> [Exercise] Reproduce the data exactly and drop any pictures it holds.

> [Data segment]
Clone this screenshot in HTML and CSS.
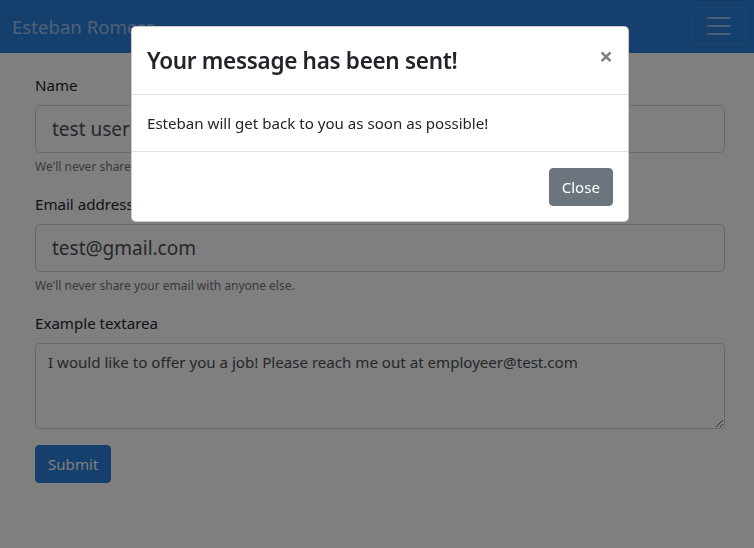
FILE: index.html
```html
<!DOCTYPE html>
<html lang="en">
<head>
<meta charset="utf-8">
<title>Esteban Romero</title>
<link rel="stylesheet" href="styles.css">
</head>
<body>
<nav class="navbar">
  <a class="brand" href="#">Esteban Romero</a>
  <button class="toggler" type="button" aria-label="Toggle navigation">
    <svg width="30" height="30" viewBox="0 0 30 30"><path d="M4 7h22M4 15h22M4 23h22" stroke="rgba(255,255,255,0.5)" stroke-width="2" stroke-linecap="round"/></svg>
  </button>
</nav>
<main class="content">
  <form class="contact">
    <div class="group">
      <label class="label">Name</label>
      <input class="control control-lg" type="text" value="test user">
      <small class="help">We'll never share your name with anyone else.</small>
    </div>
    <div class="group">
      <label class="label">Email address</label>
      <input class="control control-lg" type="email" value="test@gmail.com">
      <small class="help">We'll never share your email with anyone else.</small>
    </div>
    <div class="group">
      <label class="label">Example textarea</label>
      <textarea class="control area" rows="3">I would like to offer you a job! Please reach me out at employeer@test.com</textarea>
    </div>
    <button class="btn btn-primary" type="button">Submit</button>
  </form>
</main>
<div class="backdrop"></div>
<div class="modal">
  <div class="dialog">
    <div class="m-header">
      <h4 class="m-title">Your message has been sent!</h4>
      <button class="close" type="button" aria-label="Close">&times;</button>
    </div>
    <div class="m-body">Esteban will get back to you as soon as possible!</div>
    <div class="m-footer">
      <button class="btn btn-secondary" type="button">Close</button>
    </div>
  </div>
</div>
</body>
</html>
```
FILE: styles.css
```css
* { box-sizing: border-box; }
html, body { margin: 0; padding: 0; }
body {
  font-family: "Noto Sans", "Open Sans", sans-serif;
  font-size: 15.1px;
  line-height: 24px;
  color: #212529;
  background: #fff;
  width: 754px;
  height: 548px;
  overflow: hidden;
}
.navbar {
  height: 53px;
  background: #2a7ed8;
  display: flex;
  align-items: center;
  justify-content: space-between;
  padding: 0 8px 0 12px;
}
.brand {
  color: rgba(255,255,255,0.55);
  font-size: 18.6px;
  text-decoration: none;
  line-height: 30px;
}
.toggler {
  width: 54px;
  height: 38px;
  margin-top: -2px;
  background: transparent;
  border: 1px solid rgba(255,255,255,0.1);
  border-radius: 4px;
  display: flex;
  align-items: center;
  justify-content: center;
  padding: 0;
}
.content { padding: 20px 29px 0 35px; }
.group { margin-bottom: 16px; }
.label { display: block; margin-bottom: 8px; line-height: 24px; }
.control {
  display: block;
  width: 100%;
  font-family: inherit;
  color: #495057;
  background: #fff;
  border: 1px solid #ced4da;
  border-radius: 4px;
}
.control-lg {
  height: 48px;
  padding: 8px 16px;
  font-size: 19px;
  line-height: 30px;
  border-radius: 5px;
}
.area {
  height: 86px;
  padding: 6px 12px;
  font-size: 15.1px;
  line-height: 24px;
  resize: vertical;
}
.help {
  display: block;
  margin-top: 4px;
  font-size: 12px;
  color: #6c757d;
  line-height: 19px;
}
.btn {
  height: 38px;
  font-family: inherit;
  font-size: 15.1px;
  line-height: 24px;
  padding: 6px 12px;
  border-radius: 4px;
  border: 1px solid transparent;
  color: #fff;
  cursor: pointer;
}
.btn-primary { background: #2a7ed8; border-color: #2a7ed8; }
.btn-secondary { background: #6c757d; border-color: #6c757d; }
.backdrop {
  position: fixed;
  inset: 0;
  background: rgba(0,0,0,0.5);
}
.modal {
  position: fixed;
  inset: 0;
  display: flex;
  justify-content: flex-start;
  align-items: flex-start;
  padding: 26px 0 0 131px;
}
.dialog {
  width: 498px;
  background: #fff;
  border: 1px solid rgba(0,0,0,0.2);
  border-radius: 5px;
  overflow: hidden;
}
.m-header {
  display: flex;
  align-items: flex-start;
  justify-content: space-between;
  padding: 16px 16px 15px 15px;
  border-bottom: 1px solid #dee2e6;
}
.m-title {
  margin: 0;
  font-size: 22.5px;
  font-weight: 600;
  letter-spacing: -0.3px;
  line-height: 36px;
}
.close {
  background: transparent;
  border: 0;
  padding: 0;
  margin: 1px -1px 0 auto;
  font-family: inherit;
  font-size: 24px;
  font-weight: 700;
  line-height: 1;
  color: #000;
  opacity: 0.5;
  cursor: pointer;
}
.m-body { padding: 16px 15px; }
.m-footer {
  display: flex;
  justify-content: flex-end;
  padding: 16px 15px 15px;
  border-top: 1px solid #dee2e6;
}
```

> [Solved problem]
Clone this screenshot in HTML and CSS.
FILE: index.html
```html
<!DOCTYPE html>
<html lang="en">
<head>
<meta charset="utf-8">
<title>Esteban Romero</title>
<link rel="stylesheet" href="styles.css">
</head>
<body>
<nav class="navbar">
  <a class="brand" href="#">Esteban Romero</a>
  <button class="toggler" type="button" aria-label="Toggle navigation">
    <svg width="30" height="30" viewBox="0 0 30 30"><path d="M4 7h22M4 15h22M4 23h22" stroke="rgba(255,255,255,0.5)" stroke-width="2" stroke-linecap="round"/></svg>
  </button>
</nav>
<main class="content">
  <form class="contact">
    <div class="group">
      <label class="label">Name</label>
      <input class="control control-lg" type="text" value="test user">
      <small class="help">We'll never share your name with anyone else.</small>
    </div>
    <div class="group">
      <label class="label">Email address</label>
      <input class="control control-lg" type="email" value="test@gmail.com">
      <small class="help">We'll never share your email with anyone else.</small>
    </div>
    <div class="group">
      <label class="label">Example textarea</label>
      <textarea class="control area" rows="3">I would like to offer you a job! Please reach me out at employeer@test.com</textarea>
    </div>
    <button class="btn btn-primary" type="button">Submit</button>
  </form>
</main>
<div class="backdrop"></div>
<div class="modal">
  <div class="dialog">
    <div class="m-header">
      <h4 class="m-title">Your message has been sent!</h4>
      <button class="close" type="button" aria-label="Close">&times;</button>
    </div>
    <div class="m-body">Esteban will get back to you as soon as possible!</div>
    <div class="m-footer">
      <button class="btn btn-secondary" type="button">Close</button>
    </div>
  </div>
</div>
</body>
</html>
```
FILE: styles.css
```css
* { box-sizing: border-box; }
html, body { margin: 0; padding: 0; }
body {
  font-family: "Noto Sans", "Open Sans", sans-serif;
  font-size: 15.1px;
  line-height: 24px;
  color: #212529;
  background: #fff;
  width: 754px;
  height: 548px;
  overflow: hidden;
}
.navbar {
  height: 53px;
  background: #2a7ed8;
  display: flex;
  align-items: center;
  justify-content: space-between;
  padding: 0 8px 0 12px;
}
.brand {
  color: rgba(255,255,255,0.55);
  font-size: 18.6px;
  text-decoration: none;
  line-height: 30px;
}
.toggler {
  width: 54px;
  height: 38px;
  margin-top: -2px;
  background: transparent;
  border: 1px solid rgba(255,255,255,0.1);
  border-radius: 4px;
  display: flex;
  align-items: center;
  justify-content: center;
  padding: 0;
}
.content { padding: 20px 29px 0 35px; }
.group { margin-bottom: 16px; }
.label { display: block; margin-bottom: 8px; line-height: 24px; }
.control {
  display: block;
  width: 100%;
  font-family: inherit;
  color: #495057;
  background: #fff;
  border: 1px solid #ced4da;
  border-radius: 4px;
}
.control-lg {
  height: 48px;
  padding: 8px 16px;
  font-size: 19px;
  line-height: 30px;
  border-radius: 5px;
}
.area {
  height: 86px;
  padding: 6px 12px;
  font-size: 15.1px;
  line-height: 24px;
  resize: vertical;
}
.help {
  display: block;
  margin-top: 4px;
  font-size: 12px;
  color: #6c757d;
  line-height: 19px;
}
.btn {
  height: 38px;
  font-family: inherit;
  font-size: 15.1px;
  line-height: 24px;
  padding: 6px 12px;
  border-radius: 4px;
  border: 1px solid transparent;
  color: #fff;
  cursor: pointer;
}
.btn-primary { background: #2a7ed8; border-color: #2a7ed8; }
.btn-secondary { background: #6c757d; border-color: #6c757d; }
.backdrop {
  position: fixed;
  inset: 0;
  background: rgba(0,0,0,0.5);
}
.modal {
  position: fixed;
  inset: 0;
  display: flex;
  justify-content: flex-start;
  align-items: flex-start;
  padding: 26px 0 0 131px;
}
.dialog {
  width: 498px;
  background: #fff;
  border: 1px solid rgba(0,0,0,0.2);
  border-radius: 5px;
  overflow: hidden;
}
.m-header {
  display: flex;
  align-items: flex-start;
  justify-content: space-between;
  padding: 16px 16px 15px 15px;
  border-bottom: 1px solid #dee2e6;
}
.m-title {
  margin: 0;
  font-size: 22.5px;
  font-weight: 600;
  letter-spacing: -0.3px;
  line-height: 36px;
}
.close {
  background: transparent;
  border: 0;
  padding: 0;
  margin: 1px -1px 0 auto;
  font-family: inherit;
  font-size: 24px;
  font-weight: 700;
  line-height: 1;
  color: #000;
  opacity: 0.5;
  cursor: pointer;
}
.m-body { padding: 16px 15px; }
.m-footer {
  display: flex;
  justify-content: flex-end;
  padding: 16px 15px 15px;
  border-top: 1px solid #dee2e6;
}
```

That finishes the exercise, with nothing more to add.